Python and Communication Assignment 

The scenario

A public science museum in St Lucia is planning to update its exhibit. A feature of the museum is that each exhibit item is accompanied by two explanations, each written for a different audience. One explanation is pitched to the “science rookie” and the other to the “science enthusiast”. Patrons read the explanation tailored to the level at which they feel most comfortable.
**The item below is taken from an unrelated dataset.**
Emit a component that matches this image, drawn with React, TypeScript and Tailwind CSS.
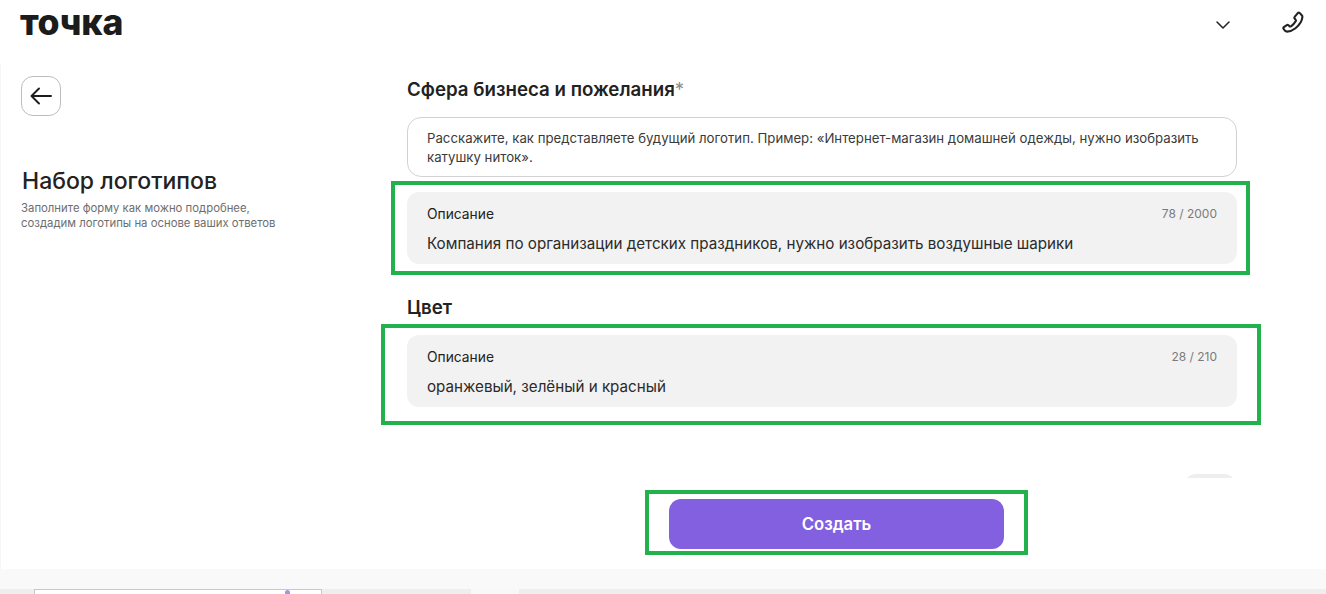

Some characteristics of a typical audience member in each category are described in Table 1.

Table 1: Characteristics of different patrons

Patron Type

Typical characteristics

Science Rookie

Not familiar with scientific terminology or notation;

will need terminology explained using a simple vocabulary; is unfamiliar with graphs;

may be a younger person, possibly 10+ years of age;

likes to press buttons.

Science Enthusiast

Familiar with common scientific terminology and notation (not overly technical);

will need terminology explained using somewhat sophisticated vocabulary; is prepared to read longer passages of moderate complexity;

is familiar with graphs;

likes to press buttons.

The planned exhibition is called “Exploring Our Galaxy”. The topic is exoplanets (planets found orbiting distant stars) and the aim is summarised in the following exhibition prospectus:

With this exhibition we aim to instil in our patrons a sense of wonder at the vastness of our galaxy and the potential for finding other forms of life with whom it may be possible to communicate. Patrons will marvel at the challenge of searching for exoplanets and they will speculate about the number of potential civilisations in our galaxy with whom we could theoretically communicate.

The museum director has asked the SCIE1000 teaching team for help in finding skilled volunteers to develop exhibit items. Once developed, the items will be maintained and potentially modified by museum staff, each of whom has a strong background in high-school mathematics, together with at least a beginners level of Python experience. We assured the director that SCIE1000 students are skilled at: making mathematical models using a mathematical toolkit familiar to any student of Maths B (or equivalent); writing Python programs, including those which use arrays, loops, plots and new functions; and communicating scientific information to various audiences.

Based on this boasting by the SCIE1000 teaching team, you have been asked to develop an exhibit item. You will develop an interactive (command-line) Python program which engenders in museum patrons a sense of wonder at the vastness of our galaxy and the potential for communicating with other forms of life.

2   An overview of the task

You will write an interactive Python program to guide a user through some speculation about civilisations in our galaxy (see Section 4) as well as whether a potential exoplanet could be detected from Earth given its size and distance from its star (see Section 5).

Your program will follow the logical flow laid out in the flow chart provided in Figure 2.

A detailed list of program requirements is provided in Section 6 of this document.

Your assignment will be separately be graded on two aspects, each on a 1–7 scale. The first aspect will be your use of Python to represent the underlying mathematical models. This will include the quality of your code and the accuracy with which you represent the models. The second aspect will be on the communication that you use. This covers both the communication within your program (for staff at the exhibit) and the communication you use with the patrons of the exhibit.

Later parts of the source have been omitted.